▶ **REQUIREMENTS**
Extract all lines from the data beneath that include the word "screenshot".

Some records:
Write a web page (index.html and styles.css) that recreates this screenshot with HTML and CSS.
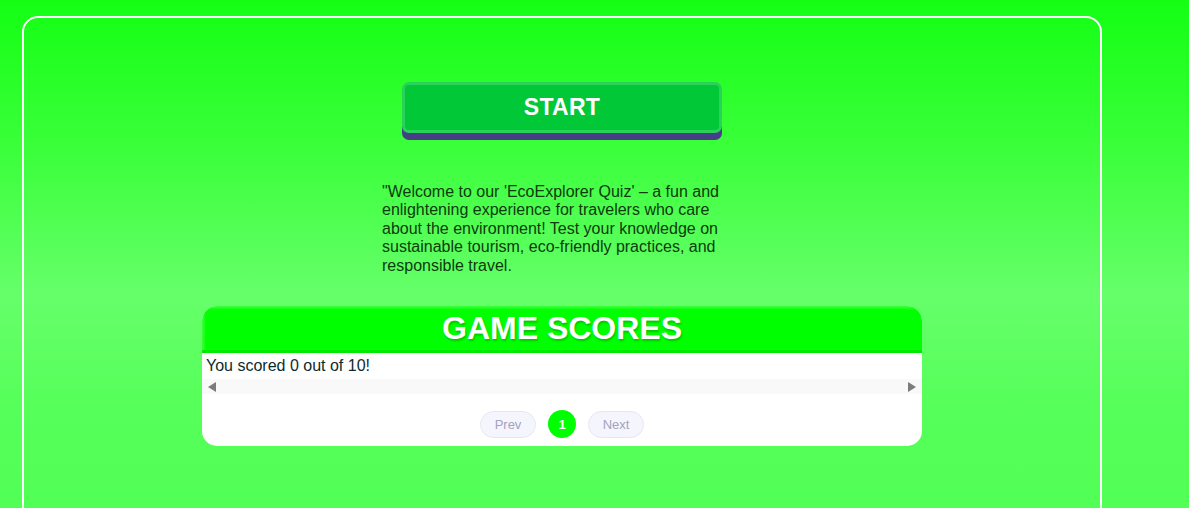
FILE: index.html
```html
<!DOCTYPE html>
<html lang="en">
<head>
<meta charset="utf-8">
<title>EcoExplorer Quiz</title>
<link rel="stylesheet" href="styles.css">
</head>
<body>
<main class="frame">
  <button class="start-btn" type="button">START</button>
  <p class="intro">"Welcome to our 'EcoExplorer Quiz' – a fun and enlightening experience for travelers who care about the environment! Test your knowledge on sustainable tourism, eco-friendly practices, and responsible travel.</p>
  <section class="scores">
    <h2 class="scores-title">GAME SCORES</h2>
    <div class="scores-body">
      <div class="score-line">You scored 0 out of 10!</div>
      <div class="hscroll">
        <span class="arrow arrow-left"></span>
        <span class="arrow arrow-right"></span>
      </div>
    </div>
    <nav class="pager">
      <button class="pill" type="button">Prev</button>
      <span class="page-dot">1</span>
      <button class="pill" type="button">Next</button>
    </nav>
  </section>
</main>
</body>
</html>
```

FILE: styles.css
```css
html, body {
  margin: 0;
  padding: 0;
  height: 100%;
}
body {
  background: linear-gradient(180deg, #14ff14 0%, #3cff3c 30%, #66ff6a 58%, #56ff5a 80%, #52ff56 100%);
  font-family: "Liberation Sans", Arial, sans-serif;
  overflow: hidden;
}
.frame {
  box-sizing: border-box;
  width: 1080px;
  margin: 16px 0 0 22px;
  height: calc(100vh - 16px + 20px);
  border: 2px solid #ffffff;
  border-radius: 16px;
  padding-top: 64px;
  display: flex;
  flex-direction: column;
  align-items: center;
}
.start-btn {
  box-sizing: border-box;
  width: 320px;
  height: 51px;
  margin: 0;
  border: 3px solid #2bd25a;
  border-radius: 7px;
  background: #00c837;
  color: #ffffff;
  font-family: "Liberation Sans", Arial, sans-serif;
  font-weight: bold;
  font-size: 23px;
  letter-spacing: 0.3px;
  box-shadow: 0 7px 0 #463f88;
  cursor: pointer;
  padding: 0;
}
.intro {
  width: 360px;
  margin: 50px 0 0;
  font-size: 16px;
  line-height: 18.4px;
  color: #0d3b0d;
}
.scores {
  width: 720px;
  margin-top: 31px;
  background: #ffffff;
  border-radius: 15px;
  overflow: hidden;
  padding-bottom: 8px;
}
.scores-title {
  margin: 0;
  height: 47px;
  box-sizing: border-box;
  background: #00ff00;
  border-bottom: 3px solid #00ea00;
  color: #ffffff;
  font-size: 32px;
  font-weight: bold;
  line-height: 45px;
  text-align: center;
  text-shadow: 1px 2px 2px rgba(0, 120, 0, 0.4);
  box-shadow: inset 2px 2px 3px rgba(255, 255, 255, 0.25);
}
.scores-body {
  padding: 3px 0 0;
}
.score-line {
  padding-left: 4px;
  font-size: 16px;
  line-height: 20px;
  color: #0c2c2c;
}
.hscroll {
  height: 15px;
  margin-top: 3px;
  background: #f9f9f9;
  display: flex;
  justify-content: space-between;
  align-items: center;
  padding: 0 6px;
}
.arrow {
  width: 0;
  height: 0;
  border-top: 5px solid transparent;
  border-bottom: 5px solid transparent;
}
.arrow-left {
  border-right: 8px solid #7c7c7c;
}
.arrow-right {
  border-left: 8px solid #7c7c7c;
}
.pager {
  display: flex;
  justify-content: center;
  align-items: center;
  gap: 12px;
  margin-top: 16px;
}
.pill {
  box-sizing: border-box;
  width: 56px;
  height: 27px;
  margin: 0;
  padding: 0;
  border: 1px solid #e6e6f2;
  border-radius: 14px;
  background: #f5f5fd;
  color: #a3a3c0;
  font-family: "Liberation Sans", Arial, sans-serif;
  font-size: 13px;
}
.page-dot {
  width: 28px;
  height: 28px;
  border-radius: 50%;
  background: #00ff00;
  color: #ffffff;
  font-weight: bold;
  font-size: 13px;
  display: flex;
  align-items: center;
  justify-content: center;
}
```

* * *

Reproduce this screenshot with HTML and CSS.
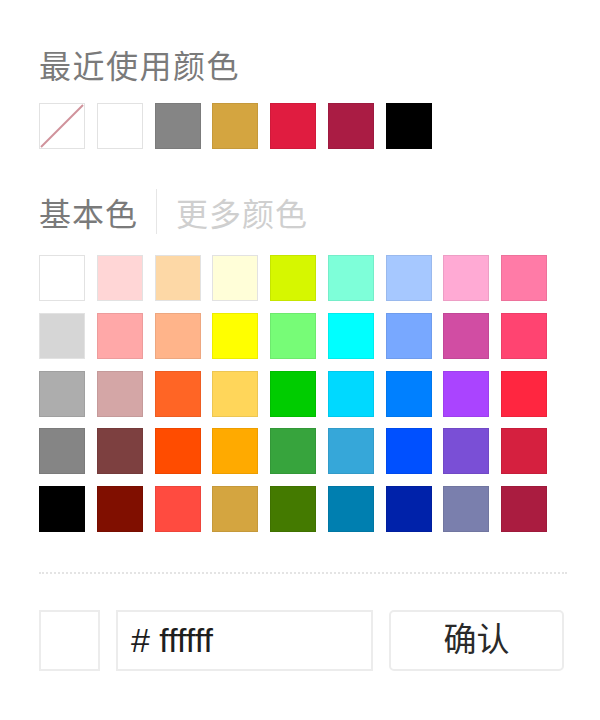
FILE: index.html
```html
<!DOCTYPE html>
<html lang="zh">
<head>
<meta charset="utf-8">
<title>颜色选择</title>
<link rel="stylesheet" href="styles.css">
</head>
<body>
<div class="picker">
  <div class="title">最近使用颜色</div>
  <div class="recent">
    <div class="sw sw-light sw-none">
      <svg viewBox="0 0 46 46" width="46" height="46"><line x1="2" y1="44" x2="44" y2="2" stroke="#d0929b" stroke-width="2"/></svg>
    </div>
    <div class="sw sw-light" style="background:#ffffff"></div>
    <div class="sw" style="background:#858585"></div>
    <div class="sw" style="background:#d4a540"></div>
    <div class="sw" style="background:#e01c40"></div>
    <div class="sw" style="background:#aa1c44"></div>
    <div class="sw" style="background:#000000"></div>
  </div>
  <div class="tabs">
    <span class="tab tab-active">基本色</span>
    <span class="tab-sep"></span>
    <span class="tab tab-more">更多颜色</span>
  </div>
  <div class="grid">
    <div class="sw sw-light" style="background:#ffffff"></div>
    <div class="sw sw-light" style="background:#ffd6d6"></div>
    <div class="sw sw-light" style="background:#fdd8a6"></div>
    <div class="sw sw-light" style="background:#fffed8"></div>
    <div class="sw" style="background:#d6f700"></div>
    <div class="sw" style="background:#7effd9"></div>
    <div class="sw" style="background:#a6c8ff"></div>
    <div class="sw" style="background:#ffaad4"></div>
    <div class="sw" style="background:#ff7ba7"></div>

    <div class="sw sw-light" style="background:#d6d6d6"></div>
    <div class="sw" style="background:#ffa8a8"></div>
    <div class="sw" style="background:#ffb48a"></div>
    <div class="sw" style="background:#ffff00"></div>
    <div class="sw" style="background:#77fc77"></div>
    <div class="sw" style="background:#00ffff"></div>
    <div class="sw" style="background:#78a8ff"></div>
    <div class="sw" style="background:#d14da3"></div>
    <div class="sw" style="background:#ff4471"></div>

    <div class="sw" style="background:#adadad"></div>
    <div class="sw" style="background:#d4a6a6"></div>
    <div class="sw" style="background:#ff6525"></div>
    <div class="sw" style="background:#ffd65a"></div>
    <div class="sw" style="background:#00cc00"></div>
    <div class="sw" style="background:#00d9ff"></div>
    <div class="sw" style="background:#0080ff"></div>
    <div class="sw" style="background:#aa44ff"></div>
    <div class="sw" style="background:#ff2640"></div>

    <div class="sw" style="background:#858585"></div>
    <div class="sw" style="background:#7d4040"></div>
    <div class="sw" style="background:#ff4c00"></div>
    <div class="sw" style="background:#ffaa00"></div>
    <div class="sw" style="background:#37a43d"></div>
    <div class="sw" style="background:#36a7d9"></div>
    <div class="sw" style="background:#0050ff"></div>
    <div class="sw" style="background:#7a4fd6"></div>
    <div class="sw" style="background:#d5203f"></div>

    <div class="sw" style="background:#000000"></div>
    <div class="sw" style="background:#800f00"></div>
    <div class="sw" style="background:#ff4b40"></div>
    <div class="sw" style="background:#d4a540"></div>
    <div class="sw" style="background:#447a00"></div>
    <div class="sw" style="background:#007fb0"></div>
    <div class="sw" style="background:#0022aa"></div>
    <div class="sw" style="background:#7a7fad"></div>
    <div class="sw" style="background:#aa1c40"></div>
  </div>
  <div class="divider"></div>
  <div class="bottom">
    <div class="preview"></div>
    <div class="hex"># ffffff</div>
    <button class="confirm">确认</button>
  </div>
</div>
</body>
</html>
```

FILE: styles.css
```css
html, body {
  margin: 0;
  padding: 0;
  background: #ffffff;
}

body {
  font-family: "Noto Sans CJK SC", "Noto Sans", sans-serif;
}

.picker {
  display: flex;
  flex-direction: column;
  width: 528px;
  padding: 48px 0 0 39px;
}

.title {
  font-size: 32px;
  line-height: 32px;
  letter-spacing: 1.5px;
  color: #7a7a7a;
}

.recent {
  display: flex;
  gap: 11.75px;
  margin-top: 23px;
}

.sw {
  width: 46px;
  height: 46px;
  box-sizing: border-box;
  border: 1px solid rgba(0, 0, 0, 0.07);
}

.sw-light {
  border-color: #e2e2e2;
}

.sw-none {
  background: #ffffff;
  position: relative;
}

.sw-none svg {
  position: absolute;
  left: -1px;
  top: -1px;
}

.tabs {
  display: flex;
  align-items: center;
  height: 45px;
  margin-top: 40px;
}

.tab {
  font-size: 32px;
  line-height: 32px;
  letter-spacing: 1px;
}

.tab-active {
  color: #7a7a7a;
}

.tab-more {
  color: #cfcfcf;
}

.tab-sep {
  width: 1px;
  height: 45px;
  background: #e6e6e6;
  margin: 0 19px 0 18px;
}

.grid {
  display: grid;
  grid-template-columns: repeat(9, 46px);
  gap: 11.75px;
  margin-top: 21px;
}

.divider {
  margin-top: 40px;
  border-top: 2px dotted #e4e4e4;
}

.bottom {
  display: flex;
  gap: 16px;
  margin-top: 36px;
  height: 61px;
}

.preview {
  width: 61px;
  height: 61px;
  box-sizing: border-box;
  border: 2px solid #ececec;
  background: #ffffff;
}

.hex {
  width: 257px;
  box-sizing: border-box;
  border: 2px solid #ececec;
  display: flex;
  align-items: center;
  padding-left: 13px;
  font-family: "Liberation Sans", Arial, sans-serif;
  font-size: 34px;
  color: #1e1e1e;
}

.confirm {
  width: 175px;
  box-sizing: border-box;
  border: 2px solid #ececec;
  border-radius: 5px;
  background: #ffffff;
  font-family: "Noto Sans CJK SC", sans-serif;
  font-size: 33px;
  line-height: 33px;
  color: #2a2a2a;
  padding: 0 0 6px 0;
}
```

▶ **FINISHED TASK**
Write a web page (index.html and styles.css) that recreates this screenshot with HTML and CSS.
Reproduce this screenshot with HTML and CSS.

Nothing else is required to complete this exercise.